Dataset rows:
◆ ◆ ◆

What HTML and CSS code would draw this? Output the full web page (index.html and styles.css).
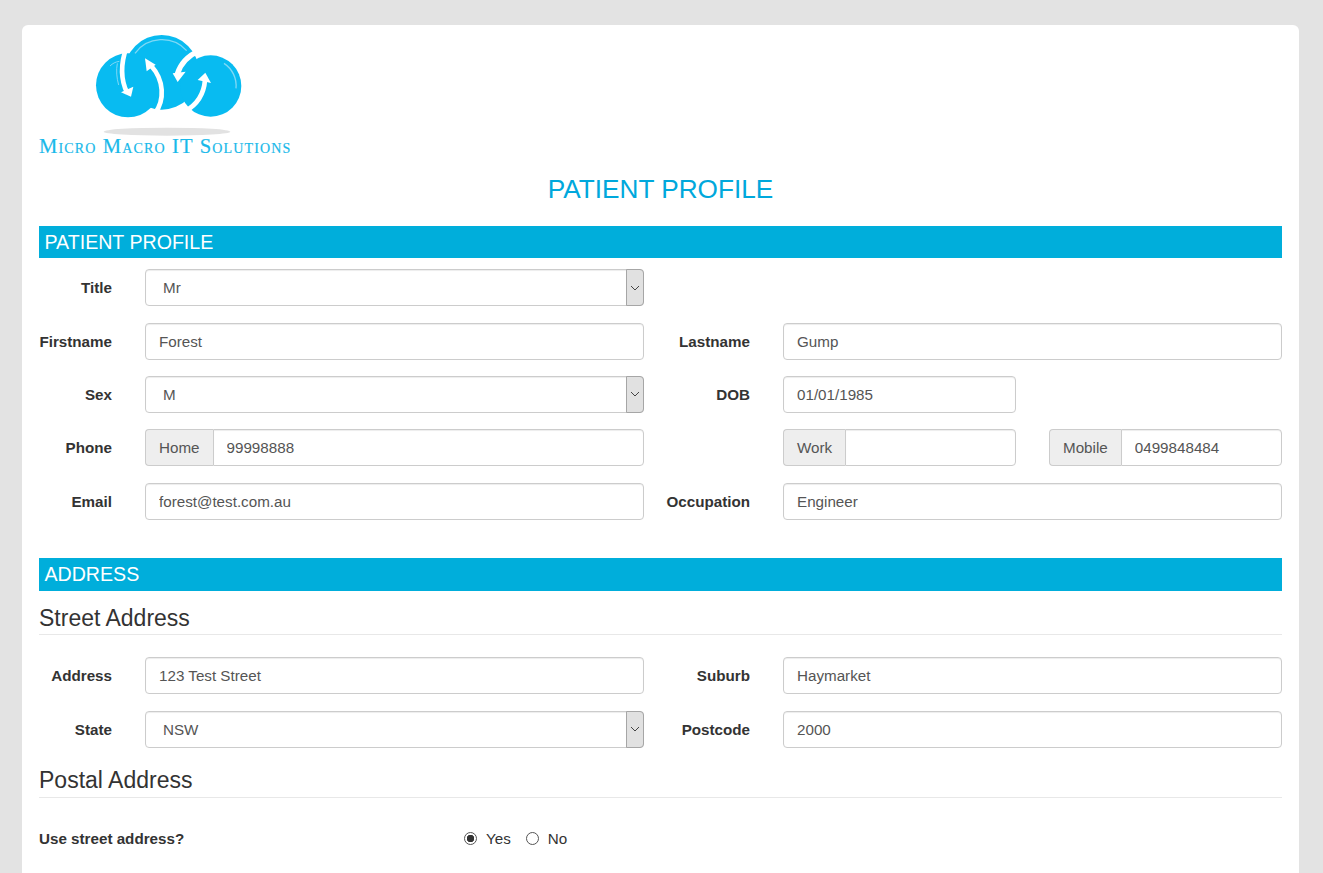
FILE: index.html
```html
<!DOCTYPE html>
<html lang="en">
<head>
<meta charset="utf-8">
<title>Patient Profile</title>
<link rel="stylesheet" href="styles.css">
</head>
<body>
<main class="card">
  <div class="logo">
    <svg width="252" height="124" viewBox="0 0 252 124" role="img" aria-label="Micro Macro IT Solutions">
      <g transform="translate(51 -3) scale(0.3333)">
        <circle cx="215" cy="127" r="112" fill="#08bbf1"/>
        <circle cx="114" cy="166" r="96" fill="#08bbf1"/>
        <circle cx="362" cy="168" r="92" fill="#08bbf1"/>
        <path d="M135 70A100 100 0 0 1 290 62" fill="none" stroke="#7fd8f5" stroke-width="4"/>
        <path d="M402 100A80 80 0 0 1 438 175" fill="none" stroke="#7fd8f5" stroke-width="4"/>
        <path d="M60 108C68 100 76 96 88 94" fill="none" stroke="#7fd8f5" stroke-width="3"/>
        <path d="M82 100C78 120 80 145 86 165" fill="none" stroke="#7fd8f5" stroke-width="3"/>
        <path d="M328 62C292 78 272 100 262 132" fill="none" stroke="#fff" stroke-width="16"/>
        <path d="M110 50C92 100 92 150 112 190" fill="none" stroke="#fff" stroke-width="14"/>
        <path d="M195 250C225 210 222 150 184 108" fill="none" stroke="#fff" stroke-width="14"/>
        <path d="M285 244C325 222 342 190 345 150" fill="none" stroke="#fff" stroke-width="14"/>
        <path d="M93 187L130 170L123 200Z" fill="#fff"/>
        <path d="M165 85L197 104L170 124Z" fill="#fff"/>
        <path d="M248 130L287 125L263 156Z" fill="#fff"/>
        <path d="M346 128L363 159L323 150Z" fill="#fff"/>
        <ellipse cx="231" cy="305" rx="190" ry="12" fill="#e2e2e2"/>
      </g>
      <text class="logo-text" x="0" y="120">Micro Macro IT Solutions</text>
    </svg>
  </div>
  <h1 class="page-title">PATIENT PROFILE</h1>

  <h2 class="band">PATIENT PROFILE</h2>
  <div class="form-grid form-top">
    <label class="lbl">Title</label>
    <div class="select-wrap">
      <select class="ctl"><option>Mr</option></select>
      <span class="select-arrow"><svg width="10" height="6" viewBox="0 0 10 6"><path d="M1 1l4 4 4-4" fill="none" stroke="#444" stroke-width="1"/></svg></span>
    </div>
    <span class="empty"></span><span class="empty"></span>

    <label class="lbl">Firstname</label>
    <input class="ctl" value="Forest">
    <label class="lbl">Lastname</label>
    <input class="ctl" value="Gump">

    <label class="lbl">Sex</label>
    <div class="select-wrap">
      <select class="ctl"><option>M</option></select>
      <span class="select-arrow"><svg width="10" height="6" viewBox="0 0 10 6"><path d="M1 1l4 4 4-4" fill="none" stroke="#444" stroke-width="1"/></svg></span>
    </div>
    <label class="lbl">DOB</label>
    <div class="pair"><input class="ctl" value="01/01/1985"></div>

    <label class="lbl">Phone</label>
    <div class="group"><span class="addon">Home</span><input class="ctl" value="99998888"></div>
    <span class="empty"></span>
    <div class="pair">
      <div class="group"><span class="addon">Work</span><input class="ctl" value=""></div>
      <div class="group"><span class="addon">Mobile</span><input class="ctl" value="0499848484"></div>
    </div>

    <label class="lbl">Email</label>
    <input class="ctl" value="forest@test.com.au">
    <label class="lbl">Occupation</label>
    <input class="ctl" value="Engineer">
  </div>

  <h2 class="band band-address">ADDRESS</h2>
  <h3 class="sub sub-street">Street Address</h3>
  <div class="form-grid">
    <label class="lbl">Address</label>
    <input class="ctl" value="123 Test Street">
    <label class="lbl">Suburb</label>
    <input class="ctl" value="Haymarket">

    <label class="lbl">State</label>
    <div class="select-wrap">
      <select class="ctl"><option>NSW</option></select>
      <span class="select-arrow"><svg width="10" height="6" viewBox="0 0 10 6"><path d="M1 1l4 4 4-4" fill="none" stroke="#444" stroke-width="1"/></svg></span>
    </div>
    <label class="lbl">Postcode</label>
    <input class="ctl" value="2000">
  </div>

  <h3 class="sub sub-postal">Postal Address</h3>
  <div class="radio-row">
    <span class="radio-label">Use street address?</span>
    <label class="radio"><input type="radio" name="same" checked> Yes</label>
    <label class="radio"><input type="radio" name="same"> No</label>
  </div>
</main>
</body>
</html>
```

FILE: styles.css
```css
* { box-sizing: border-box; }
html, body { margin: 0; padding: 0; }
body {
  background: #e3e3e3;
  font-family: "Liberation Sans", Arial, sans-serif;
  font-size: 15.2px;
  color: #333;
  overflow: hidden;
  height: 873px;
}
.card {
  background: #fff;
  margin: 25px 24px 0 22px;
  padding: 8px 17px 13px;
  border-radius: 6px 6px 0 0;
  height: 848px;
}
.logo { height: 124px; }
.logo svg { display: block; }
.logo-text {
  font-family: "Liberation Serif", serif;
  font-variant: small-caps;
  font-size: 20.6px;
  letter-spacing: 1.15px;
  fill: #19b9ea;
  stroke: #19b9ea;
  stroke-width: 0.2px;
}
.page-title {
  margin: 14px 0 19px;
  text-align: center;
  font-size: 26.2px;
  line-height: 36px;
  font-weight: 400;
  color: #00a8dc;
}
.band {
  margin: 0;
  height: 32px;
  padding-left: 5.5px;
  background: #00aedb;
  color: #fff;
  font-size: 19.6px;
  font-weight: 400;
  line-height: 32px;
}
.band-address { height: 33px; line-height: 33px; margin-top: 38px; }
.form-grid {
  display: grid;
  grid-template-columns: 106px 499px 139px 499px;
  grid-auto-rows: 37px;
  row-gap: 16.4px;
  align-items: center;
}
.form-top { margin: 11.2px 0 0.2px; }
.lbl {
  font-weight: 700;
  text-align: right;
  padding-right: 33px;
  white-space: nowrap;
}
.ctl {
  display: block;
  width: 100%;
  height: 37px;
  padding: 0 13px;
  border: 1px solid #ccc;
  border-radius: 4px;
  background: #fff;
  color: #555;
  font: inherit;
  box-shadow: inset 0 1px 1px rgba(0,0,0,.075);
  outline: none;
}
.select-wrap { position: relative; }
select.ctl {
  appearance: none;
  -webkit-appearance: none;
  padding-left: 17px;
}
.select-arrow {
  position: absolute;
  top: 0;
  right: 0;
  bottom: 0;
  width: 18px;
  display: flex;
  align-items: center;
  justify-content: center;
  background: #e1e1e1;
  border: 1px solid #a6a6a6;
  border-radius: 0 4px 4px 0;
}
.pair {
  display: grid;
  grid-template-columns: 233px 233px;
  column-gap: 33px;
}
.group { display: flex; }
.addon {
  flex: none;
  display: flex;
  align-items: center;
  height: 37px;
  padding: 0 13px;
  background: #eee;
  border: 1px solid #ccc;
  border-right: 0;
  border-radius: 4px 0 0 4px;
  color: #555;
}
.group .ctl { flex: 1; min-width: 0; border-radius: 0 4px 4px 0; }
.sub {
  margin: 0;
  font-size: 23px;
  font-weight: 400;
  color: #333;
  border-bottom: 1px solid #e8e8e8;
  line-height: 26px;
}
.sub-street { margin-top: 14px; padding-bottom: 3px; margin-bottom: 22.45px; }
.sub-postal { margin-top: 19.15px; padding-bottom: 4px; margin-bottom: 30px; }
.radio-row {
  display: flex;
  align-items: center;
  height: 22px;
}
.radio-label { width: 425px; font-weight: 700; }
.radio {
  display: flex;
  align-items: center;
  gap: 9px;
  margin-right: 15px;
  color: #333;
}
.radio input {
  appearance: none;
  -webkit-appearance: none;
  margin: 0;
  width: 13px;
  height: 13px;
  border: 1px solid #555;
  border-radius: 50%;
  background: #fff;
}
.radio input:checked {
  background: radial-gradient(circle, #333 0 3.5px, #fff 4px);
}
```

◆ ◆ ◆

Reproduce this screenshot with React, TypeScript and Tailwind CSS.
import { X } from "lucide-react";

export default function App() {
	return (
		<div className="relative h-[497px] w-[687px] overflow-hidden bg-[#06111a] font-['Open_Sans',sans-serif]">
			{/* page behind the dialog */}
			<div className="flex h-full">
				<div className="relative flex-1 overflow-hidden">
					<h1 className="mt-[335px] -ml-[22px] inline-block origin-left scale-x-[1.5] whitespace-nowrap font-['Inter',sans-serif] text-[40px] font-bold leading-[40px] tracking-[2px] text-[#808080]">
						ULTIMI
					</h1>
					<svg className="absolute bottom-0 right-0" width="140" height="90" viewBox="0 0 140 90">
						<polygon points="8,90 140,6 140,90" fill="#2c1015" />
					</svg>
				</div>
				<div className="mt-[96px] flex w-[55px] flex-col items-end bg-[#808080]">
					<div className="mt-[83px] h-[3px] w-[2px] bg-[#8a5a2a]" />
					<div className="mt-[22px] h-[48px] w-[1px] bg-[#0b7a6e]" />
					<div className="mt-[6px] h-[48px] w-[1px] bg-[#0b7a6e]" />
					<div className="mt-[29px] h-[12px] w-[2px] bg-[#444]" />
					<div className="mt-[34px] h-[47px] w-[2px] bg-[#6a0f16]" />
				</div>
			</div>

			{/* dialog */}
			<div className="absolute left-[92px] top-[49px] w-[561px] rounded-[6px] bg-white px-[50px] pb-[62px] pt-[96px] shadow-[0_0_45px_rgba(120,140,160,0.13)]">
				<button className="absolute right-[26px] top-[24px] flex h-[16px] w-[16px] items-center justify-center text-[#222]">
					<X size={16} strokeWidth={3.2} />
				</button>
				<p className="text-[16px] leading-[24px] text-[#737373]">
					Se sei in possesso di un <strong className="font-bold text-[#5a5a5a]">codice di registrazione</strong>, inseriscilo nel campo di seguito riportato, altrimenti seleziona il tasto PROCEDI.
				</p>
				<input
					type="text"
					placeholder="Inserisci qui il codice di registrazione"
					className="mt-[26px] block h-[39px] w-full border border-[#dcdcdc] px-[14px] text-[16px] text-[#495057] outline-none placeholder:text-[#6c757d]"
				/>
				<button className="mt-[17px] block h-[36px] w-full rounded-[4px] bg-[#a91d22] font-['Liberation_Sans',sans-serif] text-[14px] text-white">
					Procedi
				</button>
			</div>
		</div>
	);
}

◆ ◆ ◆

To do:
Wherever the word "styles" occurs in a line of the listing, copy that line.

Expected output:
What HTML and CSS code would draw this? Output the full web page (index.html and styles.css).
<link rel="stylesheet" href="styles.css">
FILE: styles.css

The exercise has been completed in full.